Ory, who spearheaded the project with Officer Jason Giroir, insisted that the course meet USGA regulations. The fairways have Bermuda 419 grass, the rough is common Bermuda, and the drains beneath the greens have the requisite layers of sand and gravel. Angola's horticultural class planted the trees and shrubs. Each hole is identified by its distinctive vegetation; the first hole is Crepe Myrtle. No. 9 is Pinehurst-inspired Azalea.
Ory read a book on golf course construction and consulted two local greens superintendents, but he, Giroir and their team of inmates essentially worked by trial and error.
"They would come out and I'd say, 'Isn't this a beautiful day to build a golf course?'" Ory said. "Some days, I'd get some responses I don't want to put in print."
The inmates had their doubts.
"Did we? Indeed. Yes, indeed," Rabun said. "Before we got the drains in the ground, we thought we were going to lose it, because at the time when it rained, it would flood the ground. We would come to work every morning and all that we had done was destroyed."
The course is filled with neat touches -- a man-made 17-acre lake, a hole with an island green, a pot bunker reminiscent of the best British courses. The complex includes a clubhouse, driving range, practice green, practice sand trap and a 11/2-acre turf farm.
Inmates are not allowed to play the 6,100-yard, par-72 course. That doesn't bother them, Rabun said with his trademark cackle, because none played on the outside. But they had a hand in every aspect of its construction, from driving the tractors and bulldozers to fertilizing and mowing the greens and fairways.
"We've come a long way," Rabun said. "This ain't never going to be what you call an ordinary golf course, because we work the machines."
Then he laughed as pride kicked in: "I mean, we work the machines."
Rabun sat in an old aluminum golf cart, his thin voice battling the blustery breeze. He's serving a life sentence for murder, but he isn't sure whether he arrived at Angola in 1970 or 1971. He thinks he is 49 years old. He looks older. Some days, Giroir picks him up for work at 3 in the morning and brings him back at 6 in the evening, or later.

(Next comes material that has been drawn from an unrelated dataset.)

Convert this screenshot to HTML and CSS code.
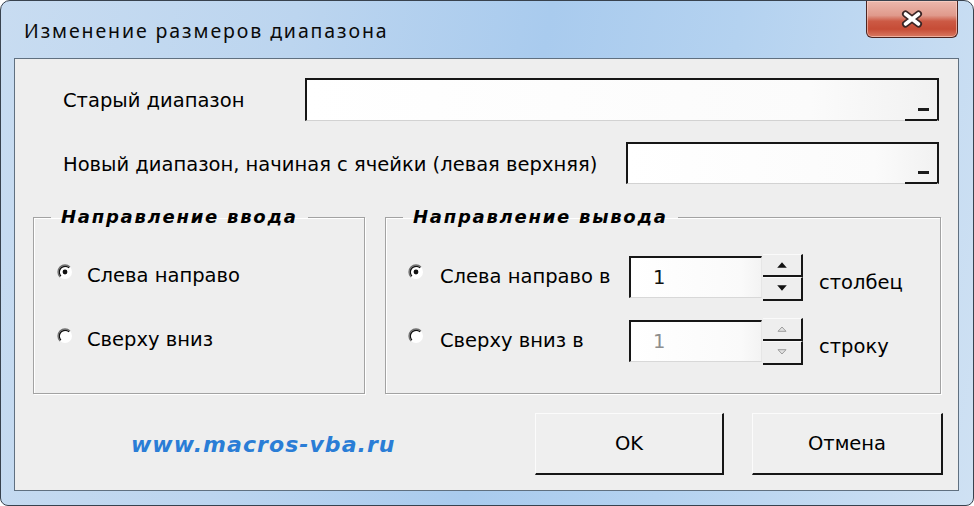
FILE: index.html
```html
<!DOCTYPE html>
<html lang="ru">
<head>
<meta charset="utf-8">
<title>Изменение размеров диапазона</title>
<link rel="stylesheet" href="styles.css">
</head>
<body>
<div class="window">
  <div class="titlebar">
    <span class="title">Изменение размеров диапазона</span>
    <button class="close" aria-label="Закрыть">
      <svg width="26" height="20" viewBox="0 0 26 20">
        <path d="M6.5 5 L19.5 15 M19.5 5 L6.5 15" stroke="#3a2626" stroke-width="7" stroke-linecap="round" fill="none"/>
        <path d="M6.5 5 L19.5 15 M19.5 5 L6.5 15" stroke="#ffffff" stroke-width="3.6" stroke-linecap="round" fill="none"/>
      </svg>
    </button>
  </div>
  <div class="client">
    <div class="field field-old">
      <span class="label">Старый диапазон</span>
      <div class="refedit refedit-old">
        <span class="refbtn"><span class="dash"></span></span>
      </div>
    </div>
    <div class="field field-new">
      <span class="label">Новый диапазон, начиная с ячейки (левая верхняя)</span>
      <div class="refedit refedit-new">
        <span class="refbtn"><span class="dash"></span></span>
      </div>
    </div>

    <div class="groups">
      <fieldset class="group group-in">
        <legend>Направление ввода</legend>
        <div class="opts">
          <div class="opt">
            <svg class="radio" width="18" height="18" viewBox="0 0 18 18">
              <circle cx="9" cy="9" r="7" fill="#ffffff"/>
              <path d="M4.05 13.95 A7 7 0 0 1 13.95 4.05" fill="none" stroke="#707070" stroke-width="1.3"/>
              <path d="M4.9 13.1 A5.8 5.8 0 0 1 13.1 4.9" fill="none" stroke="#111" stroke-width="1.3"/>
              <circle cx="9" cy="9" r="2.4" fill="#111"/>
            </svg>
            <span class="optlabel">Слева направо</span>
          </div>
          <div class="opt">
            <svg class="radio" width="18" height="18" viewBox="0 0 18 18">
              <circle cx="9" cy="9" r="7" fill="#ffffff"/>
              <path d="M4.05 13.95 A7 7 0 0 1 13.95 4.05" fill="none" stroke="#707070" stroke-width="1.3"/>
              <path d="M4.9 13.1 A5.8 5.8 0 0 1 13.1 4.9" fill="none" stroke="#111" stroke-width="1.3"/>
            </svg>
            <span class="optlabel">Сверху вниз</span>
          </div>
        </div>
      </fieldset>

      <fieldset class="group group-out">
        <legend>Направление вывода</legend>
        <div class="opts2">
          <div class="opt2">
            <svg class="radio" width="18" height="18" viewBox="0 0 18 18">
              <circle cx="9" cy="9" r="7" fill="#ffffff"/>
              <path d="M4.05 13.95 A7 7 0 0 1 13.95 4.05" fill="none" stroke="#707070" stroke-width="1.3"/>
              <path d="M4.9 13.1 A5.8 5.8 0 0 1 13.1 4.9" fill="none" stroke="#111" stroke-width="1.3"/>
              <circle cx="9" cy="9" r="2.4" fill="#111"/>
            </svg>
            <span class="dirlabel">Слева направо в</span>
            <span class="spinbox">1</span>
            <span class="spin">
              <span class="spin-btn">
                <svg width="10" height="6" viewBox="0 0 10 6"><path d="M5 0.3 L9.8 5.7 L0.2 5.7 Z" fill="#111"/></svg>
              </span>
              <span class="spin-btn">
                <svg width="10" height="6" viewBox="0 0 10 6"><path d="M0.2 0.3 L9.8 0.3 L5 5.7 Z" fill="#111"/></svg>
              </span>
            </span>
            <span class="unit">столбец</span>
          </div>
          <div class="opt2">
            <svg class="radio" width="18" height="18" viewBox="0 0 18 18">
              <circle cx="9" cy="9" r="7" fill="#ffffff"/>
              <path d="M4.05 13.95 A7 7 0 0 1 13.95 4.05" fill="none" stroke="#707070" stroke-width="1.3"/>
              <path d="M4.9 13.1 A5.8 5.8 0 0 1 13.1 4.9" fill="none" stroke="#111" stroke-width="1.3"/>
            </svg>
            <span class="dirlabel">Сверху вниз в</span>
            <span class="spinbox disabled">1</span>
            <span class="spin">
              <span class="spin-btn">
                <svg width="10" height="6" viewBox="0 0 10 6"><path d="M1 5.3 L5 1 L9 5.3 Z" fill="#e2e2e2" stroke="#9c9c9c" stroke-width="1"/></svg>
              </span>
              <span class="spin-btn">
                <svg width="10" height="6" viewBox="0 0 10 6"><path d="M1 0.7 L9 0.7 L5 5 Z" fill="#e2e2e2" stroke="#9c9c9c" stroke-width="1"/></svg>
              </span>
            </span>
            <span class="unit">строку</span>
          </div>
        </div>
      </fieldset>
    </div>

    <div class="footer">
      <span class="link">www.macros-vba.ru</span>
      <button class="btn btn-ok">OK</button>
      <button class="btn btn-cancel">Отмена</button>
    </div>
  </div>
</div>
</body>
</html>
```

FILE: styles.css
```css
html, body {
  margin: 0;
  padding: 0;
  background: #ffffff;
}

.window {
  width: 974px;
  height: 506px;
  box-sizing: border-box;
  border: 1px solid #38424e;
  border-radius: 10px 10px 8px 8px;
  background: linear-gradient(100deg, #c8dcf1 0%, #bcd5ef 28%, #a9cbee 52%, #b4d2f0 70%, #cfe1f3 100%);
  display: flex;
  flex-direction: column;
  overflow: hidden;
  font-family: "DejaVu Sans", sans-serif;
  color: #000;
}

.titlebar {
  height: 57px;
  flex: none;
  display: flex;
  align-items: flex-start;
}

.title {
  font-family: "Noto Sans", sans-serif;
  font-size: 19.5px;
  letter-spacing: 1.9px;
  line-height: 24px;
  padding: 18px 0 0 23px;
  color: #0a0a0a;
}

.close {
  margin: 0 15px 0 auto;
  width: 92px;
  height: 37px;
  padding: 0;
  box-sizing: border-box;
  border: 1px solid #4d2521;
  border-top: none;
  border-radius: 0 0 6px 6px;
  background: linear-gradient(180deg, #ecb8ad 0%, #e09a8c 40%, #cc5a45 56%, #c64c36 78%, #d97a62 100%);
  box-shadow: inset 0 0 0 1px rgba(255, 220, 210, 0.55);
  display: flex;
  align-items: center;
  justify-content: center;
}

.client {
  flex: 1;
  margin: 0 14px 14px 13px;
  border: 1px solid #607080;
  background: #eeeeee;
  display: flex;
  flex-direction: column;
}

.field {
  display: flex;
  justify-content: space-between;
  align-items: center;
  padding: 0 19px 0 48px;
}

.field-old {
  margin-top: 19px;
  height: 43px;
}

.field-new {
  margin-top: 21px;
  height: 42px;
}

.label {
  font-size: 19.5px;
  line-height: 24px;
  padding-top: 3px;
  white-space: nowrap;
}

.refedit {
  box-sizing: border-box;
  height: 100%;
  border: 2px solid #161616;
  border-bottom: 1px solid #d2d2d2;
  background: linear-gradient(90deg, #ffffff 0%, #fbfbfb 80%, #f1f1f1 100%);
  display: flex;
  justify-content: flex-end;
  align-items: flex-end;
}

.refedit-old {
  width: 634px;
}

.refedit-new {
  width: 313px;
}

.refbtn {
  width: 32px;
  height: 22px;
  box-sizing: border-box;
  border-bottom: 2px solid #161616;
  margin-bottom: -1px;
  display: flex;
  justify-content: center;
  align-items: flex-end;
}

.dash {
  width: 11px;
  height: 3px;
  background: #1c1c1c;
  margin: 0 0 8px 4px;
}

.groups {
  display: flex;
  gap: 20px;
  margin-top: 22px;
  padding: 0 17px 0 18px;
}

.group {
  margin: 0;
  padding: 0;
  min-width: 0;
  border: 1px solid #a2a2a2;
  box-shadow: inset 1px 1px 0 #ffffff, 1px 1px 0 #ffffff;
}

.group-in {
  width: 332px;
  box-sizing: border-box;
  flex: none;
}

.group-out {
  flex: 1;
}

.group legend {
  margin-left: 17px;
  padding: 0 10px;
  font-family: "DejaVu Sans", sans-serif;
  font-weight: bold;
  font-style: italic;
  font-size: 18px;
  letter-spacing: 1.75px;
  line-height: 22px;
  color: #000;
}

.opts {
  display: flex;
  flex-direction: column;
  gap: 32px;
  padding: 32px 0 37px 22px;
}

.opt {
  height: 32px;
  display: flex;
  align-items: center;
}

.radio {
  flex: none;
  margin-bottom: 8px;
}

.optlabel {
  margin-left: 13px;
  font-size: 19.5px;
  line-height: 24px;
  white-space: nowrap;
}

.opts2 {
  display: flex;
  flex-direction: column;
  gap: 16px;
  padding: 25px 0 0 21px;
}

.opt2 {
  height: 48px;
  display: flex;
  align-items: center;
}

.opt2 .radio {
  margin-bottom: 10px;
}

.dirlabel {
  width: 189px;
  margin-left: 15px;
  font-size: 19.5px;
  line-height: 24px;
  white-space: nowrap;
}

.spinbox {
  width: 133px;
  height: 42px;
  box-sizing: border-box;
  border-top: 2px solid #161616;
  border-left: 2px solid #161616;
  border-bottom: 1px solid #d8d8d8;
  border-right: 1px solid #e6e6e6;
  background: linear-gradient(90deg, #ffffff 0%, #fafafa 85%, #f3f3f3 100%);
  padding-left: 22px;
  font-size: 19.5px;
  line-height: 39px;
  color: #111;
}

.spinbox.disabled {
  color: #8e8e8e;
}

.spin {
  width: 40px;
  height: 47px;
  margin-left: 1px;
  display: flex;
  flex-direction: column;
}

.spin-btn {
  flex: 1;
  box-sizing: border-box;
  border-top: 1px solid #fafafa;
  border-right: 2px solid #161616;
  border-bottom: 2px solid #161616;
  display: flex;
  align-items: center;
  justify-content: center;
}

.unit {
  margin-left: 16px;
  margin-top: 12px;
  font-size: 19.5px;
  line-height: 24px;
  white-space: nowrap;
}

.footer {
  display: flex;
  align-items: center;
  height: 62px;
  margin-top: 19px;
  padding: 0 15px 0 116px;
}

.link {
  margin-right: auto;
  font-family: "DejaVu Sans", sans-serif;
  font-weight: bold;
  font-style: italic;
  font-size: 22px;
  letter-spacing: 1.05px;
  color: #2a7dd6;
  white-space: nowrap;
}

.btn {
  height: 62px;
  box-sizing: border-box;
  padding: 0;
  background: #efefef;
  border-top: 1px solid #fbfbfb;
  border-left: 1px solid #fbfbfb;
  border-right: 2px solid #161616;
  border-bottom: 2px solid #161616;
  font-family: "DejaVu Sans", sans-serif;
  font-size: 19.5px;
  color: #000;
}

.btn-ok {
  width: 189px;
}

.btn-cancel {
  width: 191px;
  margin-left: 28px;
}
```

"Ain't nothing wrong with working outside," Rabun said. "It's the heat in the summertime, and it's the cool weather in the winter time, and there ain't no trees big enough to hide in."
He still finds it hard to believe what they did to that old pasture.
"I'm proud of what we did, yes indeed, yes, proud, happy, or however you want to say," Rabun said. "They believe now that there's going to be a golf course in prison."